▸ **WRITTEN EXERCISE**
Show all lines holding the string "React".
------ SUPPLIED MATERIAL
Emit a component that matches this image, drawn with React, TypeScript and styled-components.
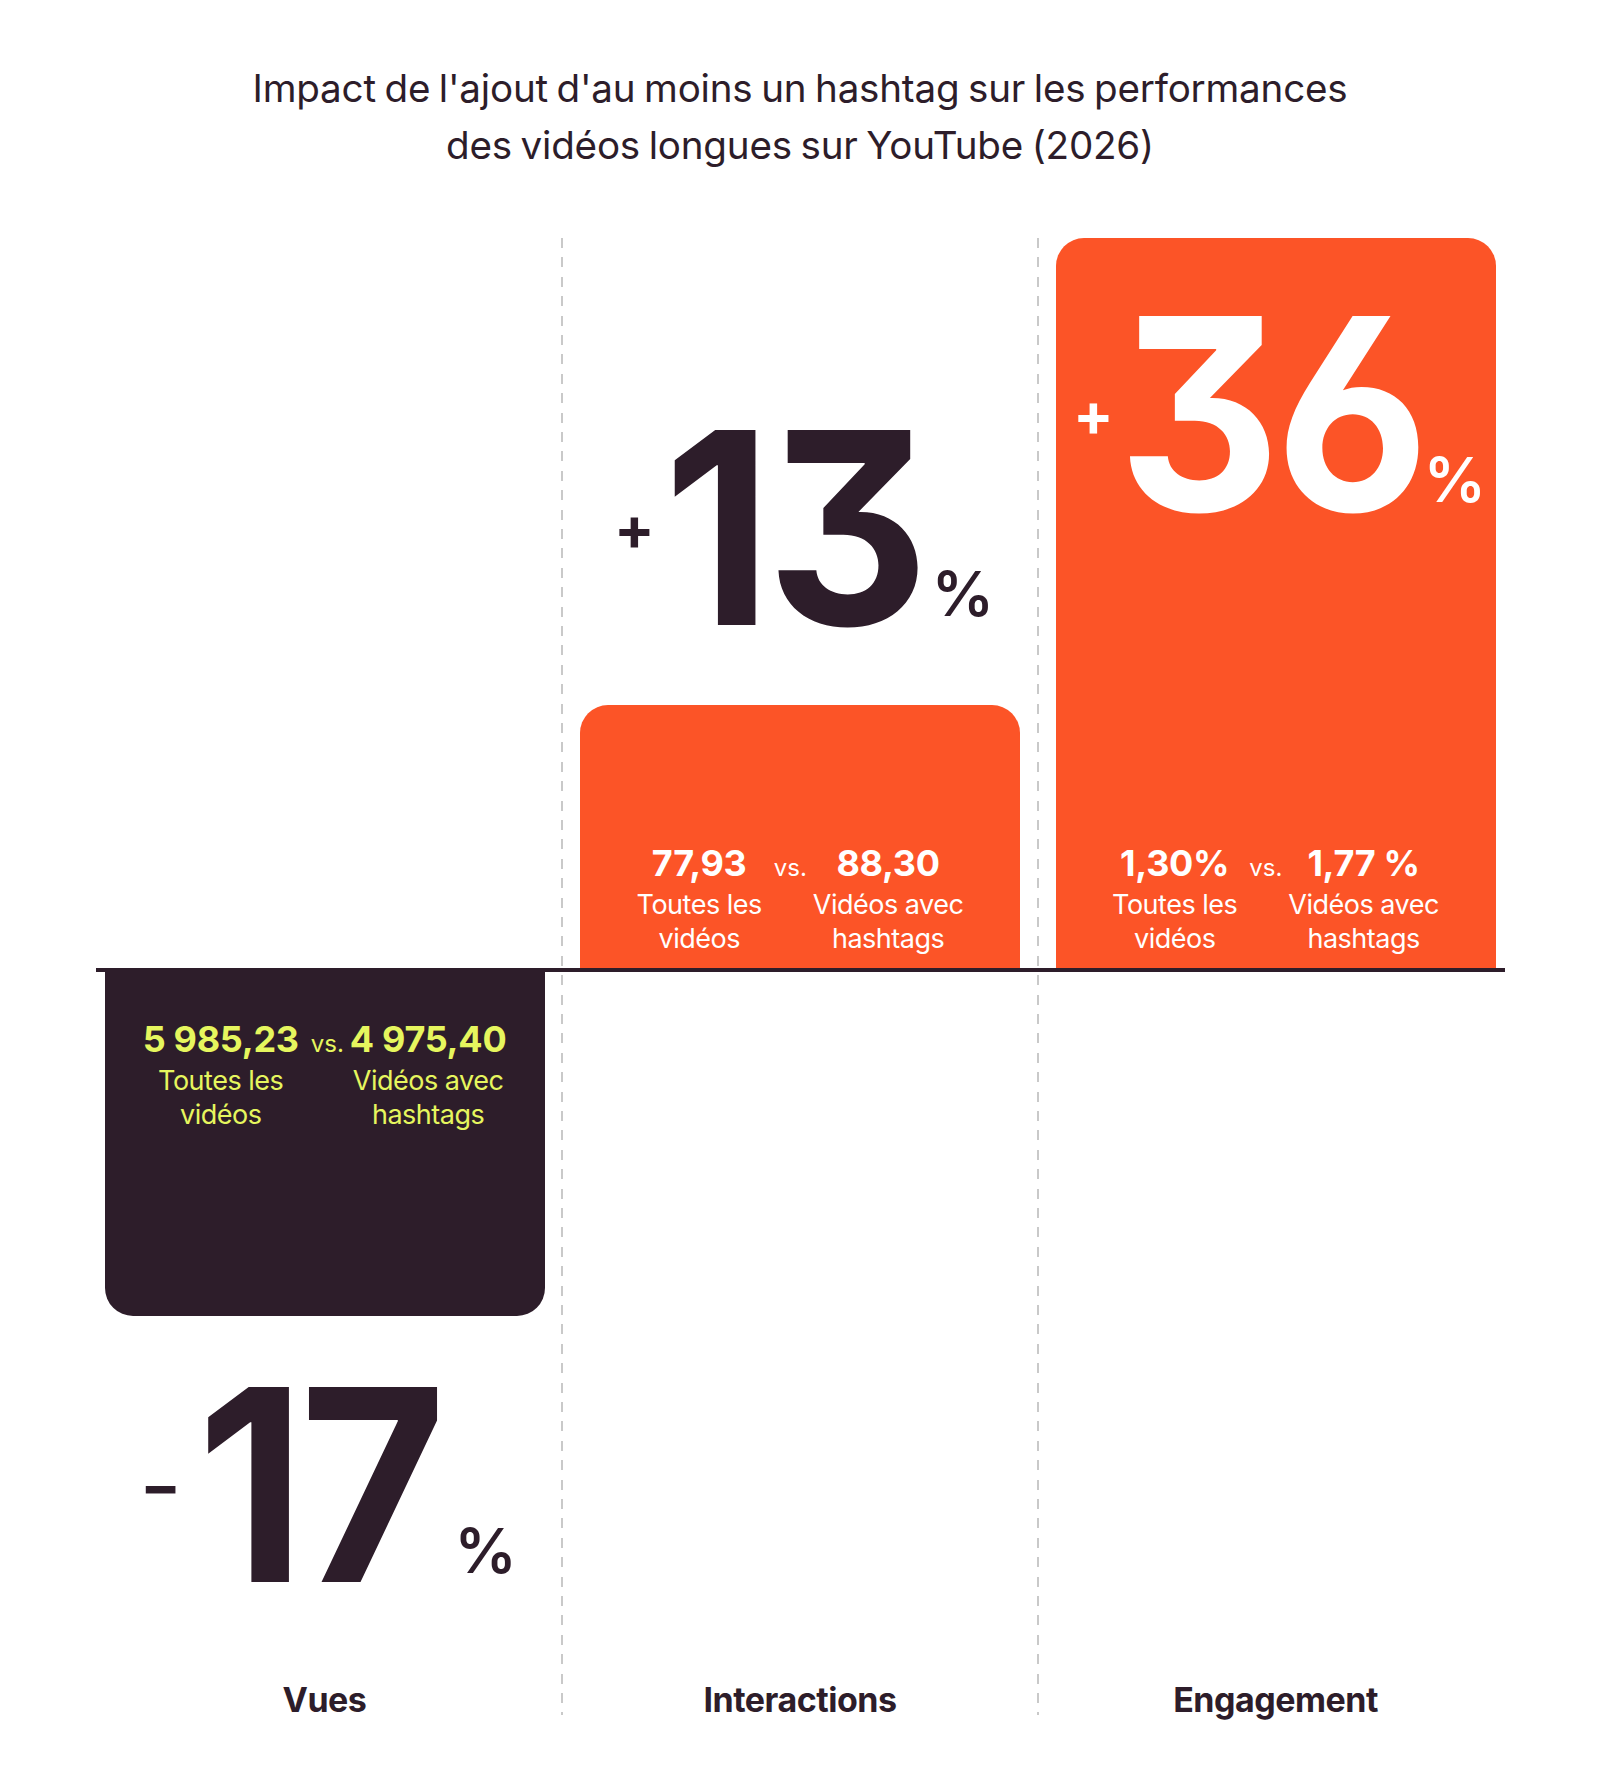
import React from "react";
import styled, { createGlobalStyle } from "styled-components";

const ORANGE = "#fc5427";
const DARK = "#2d1d2a";
const LIME = "#e6f65e";

const Global = createGlobalStyle`
  html, body { margin: 0; padding: 0; background: #ffffff; }
  body { font-family: Inter, "Noto Sans", sans-serif; color: ${DARK}; }
`;

const Page = styled.div`
  width: 1600px;
  min-height: 1778px;
  box-sizing: border-box;
  padding-top: 60px;
  display: flex;
  flex-direction: column;
  align-items: center;
`;

const Title = styled.h1`
  margin: 0;
  font-weight: 400;
  font-size: 38.6px;
  line-height: 57px;
  letter-spacing: -0.2px;
  word-spacing: -2px;
  text-align: center;
  color: ${DARK};
`;

const Chart = styled.div`
  margin-top: 64px;
  display: grid;
  grid-template-columns: 440px 35.5px 440px 35.5px 440px;
  grid-template-rows: 730px 4px 713px 30px;
`;

const Divider = styled.div<{ $col: number }>`
  grid-column: ${(p) => p.$col};
  grid-row: 1 / 5;
  justify-self: center;
  width: 2px;
  background: repeating-linear-gradient(
    to bottom,
    #c9c9c9 0 10px,
    transparent 10px 19.4px
  );
`;

const Baseline = styled.div`
  grid-column: 1 / 6;
  grid-row: 2;
  margin: 0 -9px;
  background: ${DARK};
  z-index: 1;
`;

const Cell = styled.div<{ $col: number; $row: number; $align: "start" | "end" }>`
  grid-column: ${(p) => p.$col};
  grid-row: ${(p) => p.$row};
  display: flex;
  flex-direction: column;
  justify-content: ${(p) => (p.$align === "end" ? "flex-end" : "flex-start")};
`;

const Bar = styled.div<{ $tone: "orange" | "dark"; $dir: "up" | "down"; $h?: number }>`
  box-sizing: border-box;
  height: ${(p) => (p.$h ? `${p.$h}px` : "100%")};
  background: ${(p) => (p.$tone === "orange" ? ORANGE : DARK)};
  border-radius: ${(p) => (p.$dir === "up" ? "28px 28px 0 0" : "0 0 28px 28px")};
  display: flex;
  flex-direction: column;
  justify-content: ${(p) => (p.$dir === "up" ? "space-between" : "flex-start")};
  align-items: stretch;
  padding: ${(p) => (p.$dir === "up" ? "0 0 12px" : "47px 0 0")};
`;

const Stats = styled.div<{ $color: string }>`
  margin-top: auto;
  display: grid;
  grid-template-columns: auto auto auto;
  column-gap: 12px;
  justify-content: center;
  justify-items: center;
  align-items: baseline;
  color: ${(p) => p.$color};
`;

const StatsTop = styled(Stats)`
  margin-top: 0;
`;

const Value = styled.div`
  font-size: 36px;
  font-weight: 700;
  line-height: 40px;
  letter-spacing: -0.3px;
  margin-bottom: 5px;
`;

const Vs = styled.div`
  font-size: 24px;
  font-weight: 400;
  line-height: 40px;
  margin-right: -6px;
`;

const Caption = styled.div<{ $col: number }>`
  grid-column: ${(p) => p.$col};
  font-size: 27px;
  font-weight: 400;
  line-height: 34px;
  letter-spacing: -0.5px;
  text-align: center;
`;

const BigNumber = styled.div<{ $color: string; $gapTop?: number; $gapBottom?: number }>`
  display: flex;
  align-items: flex-end;
  justify-content: center;
  color: ${(p) => p.$color};
  margin-top: ${(p) => p.$gapTop ?? 0}px;
  margin-bottom: ${(p) => p.$gapBottom ?? 0}px;
  padding-left: 8px;
`;

const Sign = styled.span<{ $gap: number }>`
  align-self: center;
  font-size: 60px;
  font-weight: 700;
  line-height: 1;
  margin-right: ${(p) => p.$gap}px;
`;

const Digits = styled.span`
  display: inline-block;
  font-size: 268px;
  font-weight: 700;
  line-height: 1;
  letter-spacing: -6px;
  font-feature-settings: "cv09", "cv03", "ss01";
  transform: scaleX(0.94);
`;

const Pct = styled.span<{ $gap: number }>`
  font-size: 62px;
  font-weight: 600;
  line-height: 1;
  margin-left: ${(p) => p.$gap}px;
  margin-bottom: 37px;
`;

const Label = styled.div<{ $col: number }>`
  grid-column: ${(p) => p.$col};
  grid-row: 4;
  text-align: center;
  font-size: 34px;
  font-weight: 700;
  line-height: 30px;
  letter-spacing: -0.5px;
  color: ${DARK};
`;

type StatProps = { a: string; b: string; color: string; top?: boolean };

function StatBlock({ a, b, color, top }: StatProps) {
  const Wrap = top ? StatsTop : Stats;
  return (
    <Wrap $color={color}>
      <Value>{a}</Value>
      <Vs>vs.</Vs>
      <Value>{b}</Value>
      <Caption $col={1}>
        Toutes les
        <br />
        vidéos
      </Caption>
      <Caption $col={3}>
        Vidéos avec
        <br />
        hashtags
      </Caption>
    </Wrap>
  );
}

type BigProps = {
  sign: string;
  digits: string;
  color: string;
  signGap: number;
  pctGap: number;
  gapTop?: number;
  gapBottom?: number;
};

function Big({ sign, digits, color, signGap, pctGap, gapTop, gapBottom }: BigProps) {
  return (
    <BigNumber $color={color} $gapTop={gapTop} $gapBottom={gapBottom}>
      <Sign $gap={signGap}>{sign}</Sign>
      <Digits>{digits}</Digits>
      <Pct $gap={pctGap}>%</Pct>
    </BigNumber>
  );
}

export default function App() {
  return (
    <Page>
      <Global />
      <Title>
        Impact de l'ajout d'au moins un hashtag sur les performances
        <br />
        des vidéos longues sur YouTube (2026)
      </Title>
      <Chart>
        <Divider $col={2} />
        <Divider $col={4} />

        <Cell $col={3} $row={1} $align="end">
          <Big sign="+" digits="13" color={DARK} signGap={0} pctGap={0} gapBottom={43} />
          <Bar $tone="orange" $dir="up" $h={263}>
            <StatBlock a="77,93" b="88,30" color="#ffffff" />
          </Bar>
        </Cell>

        <Cell $col={5} $row={1} $align="end">
          <Bar $tone="orange" $dir="up">
            <Big sign="+" digits="36" color="#ffffff" signGap={-6} pctGap={-10} gapTop={42} />
            <StatBlock a="1,30%" b="1,77 %" color="#ffffff" />
          </Bar>
        </Cell>

        <Baseline />

        <Cell $col={1} $row={3} $align="start">
          <Bar $tone="dark" $dir="down" $h={344}>
            <StatBlock a="5 985,23" b="4 975,40" color={LIME} top />
          </Bar>
          <Big sign="−" digits="17" color={DARK} signGap={8} pctGap={6} gapTop={35} />
        </Cell>

        <Label $col={1}>Vues</Label>
        <Label $col={3}>Interactions</Label>
        <Label $col={5}>Engagement</Label>
      </Chart>
    </Page>
  );
}
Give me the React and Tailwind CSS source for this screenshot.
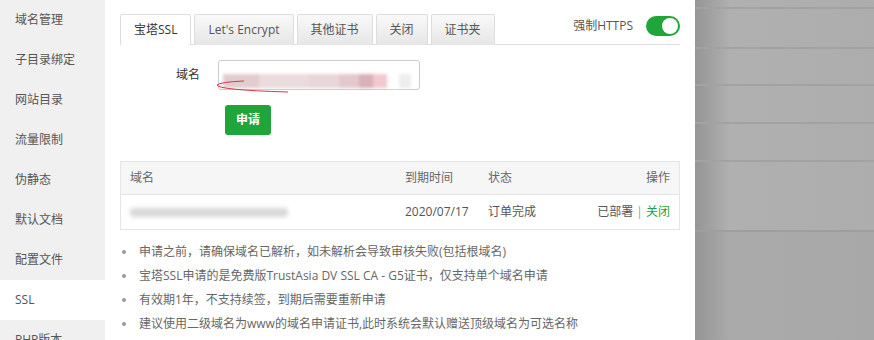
------------
▸ **COMPLETE RESPONSE**
Emit a component that matches this image, drawn with React, TypeScript and styled-components.
import React from "react";
Give me the React and Tailwind CSS source for this screenshot.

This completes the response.